TV was designed to be watched in living rooms, not in dark theaters, and therefore there was no need to create any unnatural contrast in the final image. Video images are meant to reproduce a 1:1 contrast ratio compared to the real world. But the cathode ray tubes (CRTs; see Fig. 5-6) used for decades in TVs were incapable of linear image reproduction (in which output brightness is a straight line that’s directly proportional to input signal level). Instead, a gamma correction was needed so that shadow detail wouldn’t appear too dark and bright areas wouldn’t wash out (see Fig. 5-7).7

In analog video, “gamma” is shorthand for this gamma correction needed to offset the distortions of an analog CRT display. When a gamma-corrected signal from an analog video camera is displayed on a CRT, the resulting image has a gamma of 1 and looks normal.

Fig. 5-6. For decades analog CRTs were the only kind of TV. Now no one makes them, though many are still in use. CRT monitors are recognizable because they’re big and boxy (definitely not flat panel). (Sony Electronics, Inc.)

Digital Video Gamma

CRTs are a thing of the past. The video images you shoot will be viewed on plasma, LCD, LCOS, OLED, or laser displays or projectors that are not affected by the nonlinearity of CRT vacuum tubes. So why do digital video cameras still need gamma correction?

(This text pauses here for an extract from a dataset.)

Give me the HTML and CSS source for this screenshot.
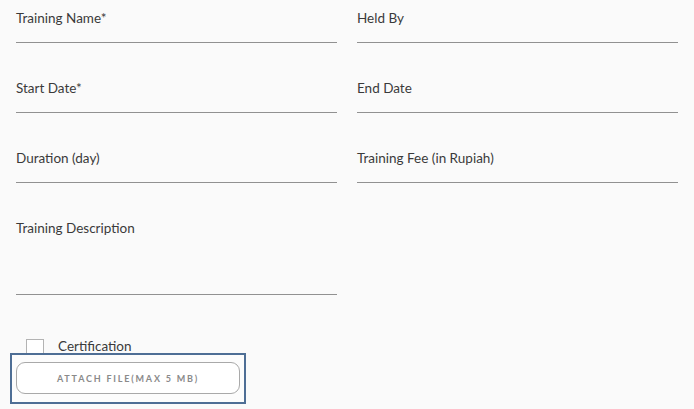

In theory we could create a digital camcorder and TV each with a gamma of 1. In fact, as shown in Fig. 5-1, digital video sensors natively produce a straight line response, and digital TVs and displays are capable of reproducing the image in a linear way, with output directly proportional to input. The problem is that this equipment would be incompatible with millions of existing televisions and cameras. So, new cameras and displays are stuck with gamma correction—let’s return to the shorthand “gamma”—as a legacy of the analog era. However, in today’s professional digital video cameras, gamma curves can be used as a creative tool to capture a greater range of scene brightness than was possible in analog.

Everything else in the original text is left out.